= The Devil's Teardrop =

1999 book by Jeffery Deaver

First edition (publ. Simon & Schuster)

The Devil's Teardrop is a 1999 novel by author Jeffery Deaver, first published by Simon & Schuster. Like many of Deaver’s works, it is a suspense-crime novel with several plot twists. Deaver, whose suspense fiction has been hailed as "a thrill ride between covers" by the Los Angeles Times, imagines a chilling scenario: a killer set unleash a devastating plot of murder and mayhem on the last night of the millennium. The devil's teardrop is also a nickname for obsidian.

It was the basis for the 2010 TV movie of the same name, starring Tom Everett Scott and Natasha Henstridge.

==Plot summary==
On New Year's Eve morning, 1999, in Dupont Circle, Washington, D.C., a killer referred to as 'the Digger' guns down tens of innocent people at the metro station. A man, Gilbert Havel, sends a letter to the Mayor Gerald Kennedy demanding twenty million dollars cash to be dropped off at a park near Interstate 66 in bags. The letter goes on to explain that if his demands are not met the Digger will continue to strike at secret locations – at 4 p.m., 8 p.m. and at Midnight. Kennedy decides to deliver the money to the extortionist to ensure no more innocents are harmed, and to make sure the town doesn't lose faith in the Mayor as election time is nearing.

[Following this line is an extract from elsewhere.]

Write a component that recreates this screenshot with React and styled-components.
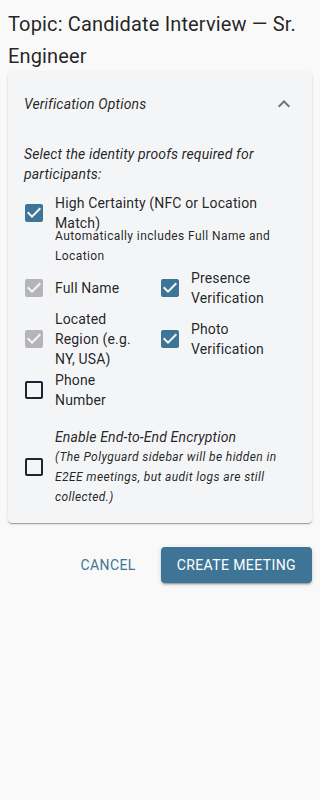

Agent Margret Lukas, the agent responsible for the case, wants to either put tracking on the bags, or take the extortionist down when he comes for the money. However, Havel is killed in a hit-and-run incident before he can make it to the drop-off point.

All that Agent Margret has now is a letter, a dead body, and the knowledge that since the Digger had not been called off he will continue to continue with the remaining attacks. Assisting her in the investigation are officer Len Hardy and Detective Cage.

At his home, retired FBI Document Examiner Parker Kincaid is spending time with his daughter and son and studying a letter that was supposedly written by late President Thomas Jefferson. It is when he is debating the authenticity of the letter that his ex-wife, Joan, comes and tells him that she wants the custody of their children. To Parker's dismay Joan's social worker will be at his house the next day.

Parker receives an unwanted call from Cage, an old friend, and Cage tells Parker that he needs Parker's help with a letter based on the subway shootings. Sensing this as a bad idea because of his children, Parker declines. After some time pondering about the shooting and all the innocent children that had died, he assures his son Robby that 'the Boatman' (a suspect from Parker's past case that tried to break in through Robby's window) won't show up, Parker shows up at Lukas's investigation site.

Parker studies the letter and concludes that although the writer seems dumb or foreign by the mistakes he makes, it is deliberate and the extortionist is actually intellectual. He also makes note of a strange stroke done over the letter 'i' which he dubs the 'Devil's Teardrop'.

In scans conducted by Hardy and Parker there is an imprint on the letter caused by being under another piece of paper. The imprint is suffixed with '-tel', which the team concludes that the second attack site must be a hotel.